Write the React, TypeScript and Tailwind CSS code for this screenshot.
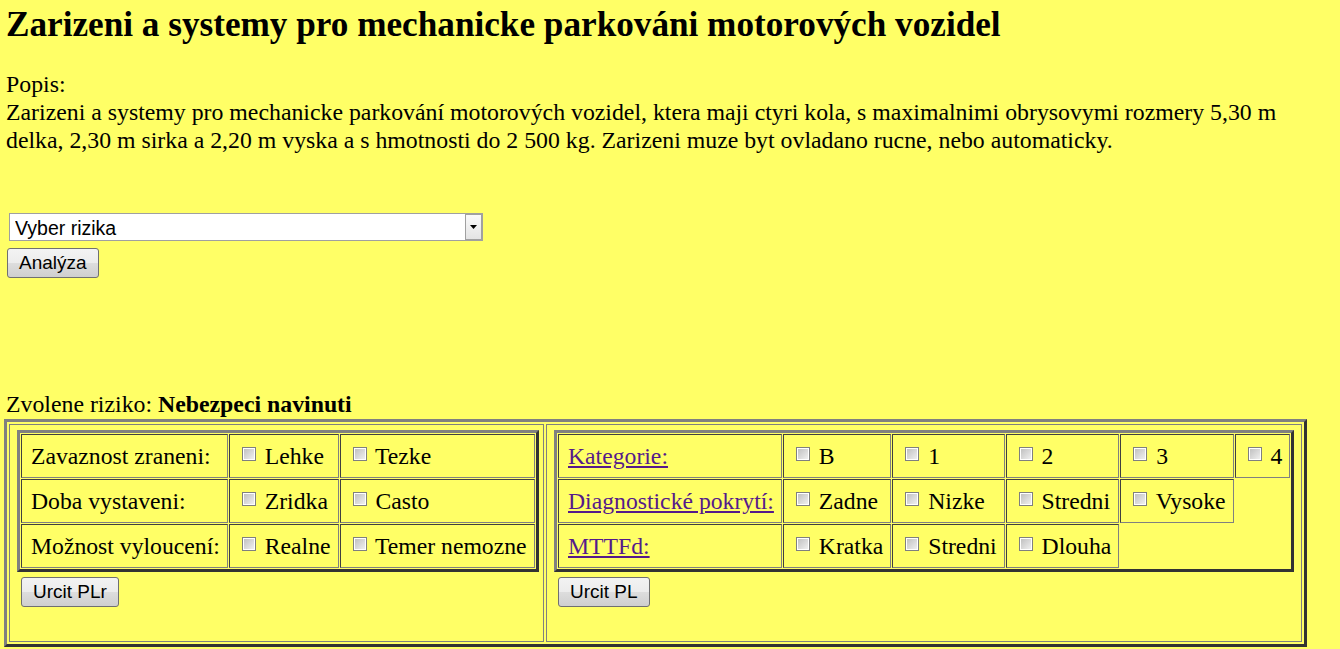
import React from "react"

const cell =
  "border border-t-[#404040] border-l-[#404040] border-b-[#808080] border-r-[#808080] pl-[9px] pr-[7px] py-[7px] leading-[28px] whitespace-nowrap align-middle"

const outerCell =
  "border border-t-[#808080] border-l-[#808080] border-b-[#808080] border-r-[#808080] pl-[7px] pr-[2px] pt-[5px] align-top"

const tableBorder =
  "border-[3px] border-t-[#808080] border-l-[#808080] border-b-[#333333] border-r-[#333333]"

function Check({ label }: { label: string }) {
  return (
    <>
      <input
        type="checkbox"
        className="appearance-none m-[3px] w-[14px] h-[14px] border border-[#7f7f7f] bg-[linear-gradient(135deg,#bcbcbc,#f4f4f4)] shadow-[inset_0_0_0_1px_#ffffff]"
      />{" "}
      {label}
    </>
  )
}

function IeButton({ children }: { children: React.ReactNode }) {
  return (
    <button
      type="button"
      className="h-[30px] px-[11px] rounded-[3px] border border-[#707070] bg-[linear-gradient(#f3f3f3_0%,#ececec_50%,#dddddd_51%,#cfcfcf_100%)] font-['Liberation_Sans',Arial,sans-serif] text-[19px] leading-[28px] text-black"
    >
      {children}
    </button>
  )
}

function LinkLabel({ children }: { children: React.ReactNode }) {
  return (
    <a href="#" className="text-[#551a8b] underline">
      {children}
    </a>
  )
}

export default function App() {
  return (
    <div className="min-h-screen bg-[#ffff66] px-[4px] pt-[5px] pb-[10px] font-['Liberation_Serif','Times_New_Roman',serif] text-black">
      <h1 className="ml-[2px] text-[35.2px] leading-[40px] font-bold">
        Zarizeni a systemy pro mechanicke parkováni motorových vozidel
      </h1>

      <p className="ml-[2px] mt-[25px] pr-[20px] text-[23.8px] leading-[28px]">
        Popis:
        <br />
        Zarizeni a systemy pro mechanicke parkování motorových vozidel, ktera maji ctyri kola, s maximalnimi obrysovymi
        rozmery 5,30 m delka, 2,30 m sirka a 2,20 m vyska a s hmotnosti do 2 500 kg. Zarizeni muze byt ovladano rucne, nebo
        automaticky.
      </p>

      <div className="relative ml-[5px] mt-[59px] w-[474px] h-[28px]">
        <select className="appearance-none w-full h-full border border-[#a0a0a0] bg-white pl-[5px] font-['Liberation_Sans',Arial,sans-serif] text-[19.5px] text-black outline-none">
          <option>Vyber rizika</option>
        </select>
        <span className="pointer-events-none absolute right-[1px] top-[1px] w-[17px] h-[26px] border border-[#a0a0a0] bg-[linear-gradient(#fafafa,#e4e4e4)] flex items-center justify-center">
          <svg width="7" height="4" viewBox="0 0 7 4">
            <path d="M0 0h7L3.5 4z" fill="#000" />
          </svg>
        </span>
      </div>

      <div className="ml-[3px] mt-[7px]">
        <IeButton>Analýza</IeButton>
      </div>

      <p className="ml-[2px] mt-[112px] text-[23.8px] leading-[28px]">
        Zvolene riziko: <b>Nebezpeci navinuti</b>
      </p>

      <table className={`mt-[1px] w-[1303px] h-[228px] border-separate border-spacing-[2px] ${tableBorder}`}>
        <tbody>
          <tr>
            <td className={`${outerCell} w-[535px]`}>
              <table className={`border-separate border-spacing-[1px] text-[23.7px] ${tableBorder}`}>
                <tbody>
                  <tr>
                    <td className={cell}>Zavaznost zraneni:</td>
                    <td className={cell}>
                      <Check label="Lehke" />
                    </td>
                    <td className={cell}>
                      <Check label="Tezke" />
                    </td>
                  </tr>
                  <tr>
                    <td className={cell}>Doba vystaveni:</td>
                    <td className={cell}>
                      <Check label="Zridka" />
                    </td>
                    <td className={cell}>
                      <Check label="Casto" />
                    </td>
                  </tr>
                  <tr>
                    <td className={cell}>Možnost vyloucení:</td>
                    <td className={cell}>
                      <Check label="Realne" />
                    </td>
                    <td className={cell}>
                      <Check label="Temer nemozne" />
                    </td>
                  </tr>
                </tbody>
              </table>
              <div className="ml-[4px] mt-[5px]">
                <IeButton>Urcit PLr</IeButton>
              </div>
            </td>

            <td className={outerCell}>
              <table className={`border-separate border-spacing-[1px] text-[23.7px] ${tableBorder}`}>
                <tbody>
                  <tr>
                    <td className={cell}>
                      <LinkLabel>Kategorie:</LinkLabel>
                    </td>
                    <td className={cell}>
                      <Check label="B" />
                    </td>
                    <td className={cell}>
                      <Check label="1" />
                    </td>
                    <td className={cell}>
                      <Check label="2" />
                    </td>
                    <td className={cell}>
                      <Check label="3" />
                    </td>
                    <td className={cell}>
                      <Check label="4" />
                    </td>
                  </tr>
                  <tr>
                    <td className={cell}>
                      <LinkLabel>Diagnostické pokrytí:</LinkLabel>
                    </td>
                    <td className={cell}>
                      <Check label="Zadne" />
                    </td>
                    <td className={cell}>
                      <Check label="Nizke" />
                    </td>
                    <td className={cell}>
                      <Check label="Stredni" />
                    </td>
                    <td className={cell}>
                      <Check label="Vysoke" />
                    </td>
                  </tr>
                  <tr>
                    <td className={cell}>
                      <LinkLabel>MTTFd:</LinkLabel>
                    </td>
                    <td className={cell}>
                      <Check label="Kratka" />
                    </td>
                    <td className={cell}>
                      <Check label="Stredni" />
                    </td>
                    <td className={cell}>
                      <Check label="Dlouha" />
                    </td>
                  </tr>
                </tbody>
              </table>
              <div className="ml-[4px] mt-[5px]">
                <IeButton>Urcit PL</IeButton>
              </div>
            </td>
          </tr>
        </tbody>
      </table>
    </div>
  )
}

◆ ◆ ◆ ◆

• **Aim**:
Extract the lines exactly, please: the first line of the listing, the line with "border-t-[#808080] border-l-[#808080] border-b-[#333333]", and every line between them, but no pictures.

• **Output**:
Write the React, TypeScript and Tailwind CSS code for this screenshot.
import React from "react"

const cell =
  "border border-t-[#404040] border-l-[#404040] border-b-[#808080] border-r-[#808080] pl-[9px] pr-[7px] py-[7px] leading-[28px] whitespace-nowrap align-middle"

const outerCell =
  "border border-t-[#808080] border-l-[#808080] border-b-[#808080] border-r-[#808080] pl-[7px] pr-[2px] pt-[5px] align-top"

const tableBorder =
  "border-[3px] border-t-[#808080] border-l-[#808080] border-b-[#333333] border-r-[#333333]"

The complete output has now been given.